Mais do que umas opiniões que vão sendo imitidas ao sabor do acaso ou pior, dos interesses momentâneos, é fundamental levantar conjeturas (opiniões, sim). Opiniões que, porém, têm de ser testadas na sua coerência e consistência para podermos aceitá-las.
O sentido crítico e a dúvida permanente são fatores poderosos para construirmos quadros de referência cada vez mais sólidos e coesos.
Há dezenas de anos que vivemos e investigamos a província. É neste âmbito que aqui expomos efeitos e resultados, procurando um diálogo com quem vive perto (mas o que será perto?).
Insistimos, o mundo é uma coisa mais complexa do que aquilo que alguns gostam de acreditar.
Complexo porque os fenómenos e os problemas se encadeiam uns nos outros, como … ‘as cerejas’. Puxamos um (fenómeno ou problema) e os outros vêm atrás.

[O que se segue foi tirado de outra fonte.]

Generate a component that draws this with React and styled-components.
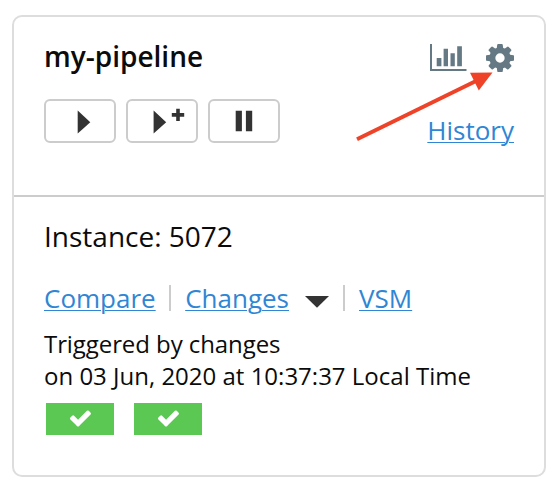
import React from "react";
import styled, { createGlobalStyle } from "styled-components";

const GlobalStyle = createGlobalStyle`
  * { box-sizing: border-box; }
  body {
    margin: 0;
    background: #fff;
    color: #0b0b0b;
    font-family: "Open Sans", "Noto Sans", sans-serif;
  }
`;

const Page = styled.main`
  position: relative;
  width: 560px;
  height: 492px;
  padding: 15px 0 0 12px;
`;

const Card = styled.article`
  width: 534px;
  height: 462px;
  border: 2px solid #ddd;
  border-radius: 10px;
  background: #fff;
`;

const Header = styled.header`
  display: flex;
  justify-content: space-between;
  height: 180px;
  padding: 21px 30px 0;
  border-bottom: 2px solid #ccc;
`;

const HeaderLeft = styled.div`
  display: flex;
  flex-direction: column;
  gap: 25px;
`;

const HeaderRight = styled.div`
  display: flex;
  flex-direction: column;
  align-items: flex-end;
`;

const Title = styled.h1`
  margin: 0;
  font-size: 28px;
  font-weight: 600;
  line-height: 36px;
  white-space: nowrap;
`;

const Controls = styled.div`
  display: flex;
  gap: 10px;
`;

const ControlButton = styled.button`
  display: block;
  width: 72px;
  height: 44px;
  padding: 0;
  border: 2px solid #ccc;
  border-radius: 6px;
  background: #fff;

  svg {
    display: block;
    fill: #333;
  }
`;

const Tools = styled.div`
  display: flex;
  gap: 19px;
  height: 74px;
  padding-top: 6px;
  fill: #647984;
`;

const Link = styled.a`
  color: #2f86d4;
  font-size: 26px;
  line-height: 36px;
  text-decoration: underline;
  text-decoration-thickness: 1px;
  text-underline-offset: 2px;
  white-space: nowrap;
`;

const Body = styled.section`
  padding: 21px 30px 0;
`;

const Instance = styled.div`
  height: 62px;
  font-size: 28px;
  line-height: 36px;
`;

const LinkRow = styled.nav`
  display: flex;
  align-items: center;
  height: 36px;
`;

const Separator = styled.span`
  width: 2px;
  height: 26px;
  margin: 0 14px 0 13.5px;
  background: #ccc;
`;

const Caret = styled.svg`
  margin: 7px 1px 0 15.5px;
  fill: #333;
`;

const Trigger = styled.p`
  margin: 12px 0 11px;
  font-size: 24px;
  line-height: 32px;
  white-space: nowrap;
`;

const TriggerCause = styled.span`
  letter-spacing: -0.08px;
`;

const Stages = styled.div`
  display: flex;
  gap: 20px;
  padding-left: 2px;
`;

const Stage = styled.div`
  width: 68px;
  height: 32px;
  padding: 7px 0 0 24px;
  background: #5bc853;

  svg {
    display: block;
    fill: #fff;
  }
`;

const Arrow = styled.svg`
  position: absolute;
  left: 350px;
  top: 65px;
  pointer-events: none;
`;

const ChartIcon = () => (
  <svg width="37" height="28" viewBox="0 0 37 28">
    <path d="M0 0h2v25h34.500v2H0zM6.700 14h4.700v8.300H6.700zM13.600 4.700h4.400v17.600h-4.400zM20.500 9.300h4.300v13h-4.300zM27.200 2.300h4.700v20h-4.700z" />
  </svg>
);

const GearIcon = () => (
  <svg width="28" height="28" viewBox="128 128 1536 1536">
    <path d="M1152 896q0-106-75-181t-181-75-181 75-75 181 75 181 181 75 181-75 75-181zm512-109v222q0 12-8 23t-20 13l-185 28q-19 54-39 91 35 50 107 138 10 12 10 25t-9 23q-27 37-99 108t-94 71q-12 0-26-9l-138-108q-44 23-91 38-16 136-29 186-7 28-36 28h-222q-14 0-24.500-8.500t-11.500-21.500l-28-184q-49-16-90-37l-141 107q-10 9-25 9-14 0-25-11-126-114-165-168-7-10-7-23 0-12 8-23 15-21 51-66.500t54-70.500q-27-50-41-99l-183-27q-13-2-21-12.500t-8-23.500v-222q0-12 8-23t19-13l186-28q14-46 39-92-40-57-107-138-10-12-10-24 0-10 9-23 26-36 98.500-107.500t94.500-71.500q13 0 26 10l138 107q44-23 91-38 16-136 29-186 7-28 36-28h222q14 0 24.500 8.500t11.500 21.500l28 184q49 16 90 37l142-107q9-9 24-9 13 0 25 10 129 119 165 170 7 8 7 22 0 12-8 23-15 21-51 66.500t-54 70.500q26 50 41 98l183 28q13 2 21 12.500t8 23.500z" />
  </svg>
);

const CheckIcon = () => (
  <svg width="21" height="17" viewBox="121 334 1550 1188">
    <path d="M1671 566q0 40-28 68l-724 724-136 136q-28 28-68 28t-68-28l-136-136-362-362q-28-28-28-68t28-68l136-136q28-28 68-28t68 28l294 295 656-657q28-28 68-28t68 28l136 136q28 28 28 68z" />
  </svg>
);

const controls = [
  { label: "Trigger", path: "M31.700 9.500L44.300 21.200L31.700 32.500z" },
  {
    label: "Trigger with options",
    path: "M25.600 9.500L38.200 21.200L25.600 32.500zM48.200 7.700h3.600v4.400h4.400v3.600h-4.400v4.400h-3.600v-4.400h-4.400v-3.600h4.400z",
  },
  { label: "Pause", path: "M25.700 9.700h6.200v20.600h-6.200zM35.900 9.700h6.300v20.600h-6.300z" },
];

export default function App() {
  return (
    <>
      <GlobalStyle />
      <Page>
        <Card>
          <Header>
            <HeaderLeft>
              <Title>my-pipeline</Title>
              <Controls>
                {controls.map(({ label, path }) => (
                  <ControlButton key={label} aria-label={label}>
                    <svg width="68" height="40" viewBox="0 0 68 40">
                      <path d={path} />
                    </svg>
                  </ControlButton>
                ))}
              </Controls>
            </HeaderLeft>
            <HeaderRight>
              <Tools>
                <ChartIcon />
                <GearIcon />
              </Tools>
              <Link>History</Link>
            </HeaderRight>
          </Header>
          <Body>
            <Instance>Instance: 5072</Instance>
            <LinkRow>
              <Link>Compare</Link>
              <Separator />
              <Link>Changes</Link>
              <Caret width="24" height="12" viewBox="0 0 24 12">
                <path d="M0 0h24L12 11.700z" />
              </Caret>
              <Separator />
              <Link>VSM</Link>
            </LinkRow>
            <Trigger>
              <TriggerCause>Triggered by changes</TriggerCause>
              <br />
              on 03 Jun, 2020 at 10:37:37 Local Time
            </Trigger>
            <Stages>
              <Stage><CheckIcon /></Stage>
              <Stage><CheckIcon /></Stage>
            </Stages>
          </Body>
        </Card>
        <Arrow width="150" height="85" viewBox="350 65 150 85">
          <path d="M357 139.300L477 80.500" fill="none" stroke="#ee4328" strokeWidth="4" />
          <path d="M470 72.700L492.500 72.500L478.800 90.500z" fill="#ee4328" />
        </Arrow>
      </Page>
    </>
  );
}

A tendência é, no entanto, para agravarmos ainda a complexidade. Ou porque simplificamos (?) demais, ou porque complicamos demasiado (alguns conseguem fazer ambas e ambas são graves) – ‘o pecado’ está, de facto, na falta de medida.

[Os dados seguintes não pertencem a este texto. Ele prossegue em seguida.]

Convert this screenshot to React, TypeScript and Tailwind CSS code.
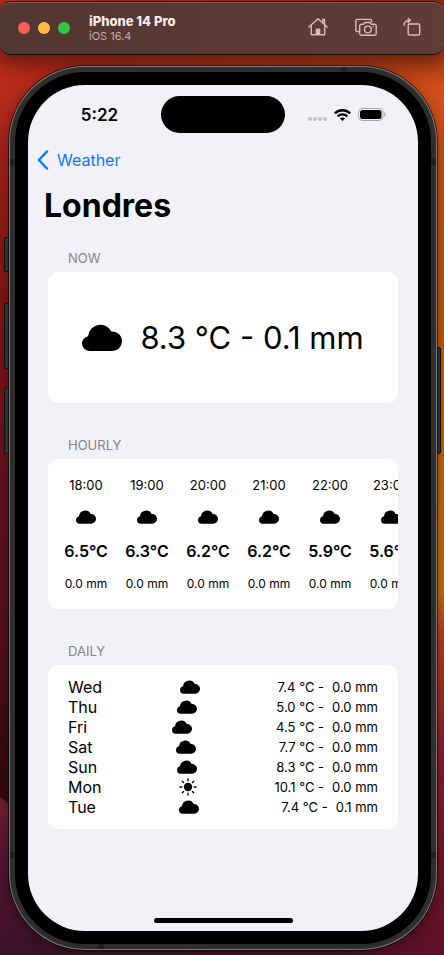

Ora a verdade é que complexo não tem de ser complicado.
Simplificar demais pode complicar. Por exemplo, quando se procurar tratar caso a caso os assuntos, esquecendo algumas ligações fundamentais para podermos lidar com o assunto. Mas fazer ligações a mais também não ajuda.
E somos mesmo todos diferentes. Até no nível de complexidade ou de simplificação com que funcionamos (de forma eficiente, claro).
Veja-se, de novo como exemplo, como os tópicos acima apontados, o repovoamento do interior, a resposta aos fogos, o desenvolvimento do país, a coesão social, a adaptação à mudança, etc., estão todos no mesmo ‘cesto’.
Tentar resolver esta complexidade com ‘uns descontos nas portagens’ ou ‘uma redução no IRS’ (por uns tempos!) é, evidentemente, simplificar demais.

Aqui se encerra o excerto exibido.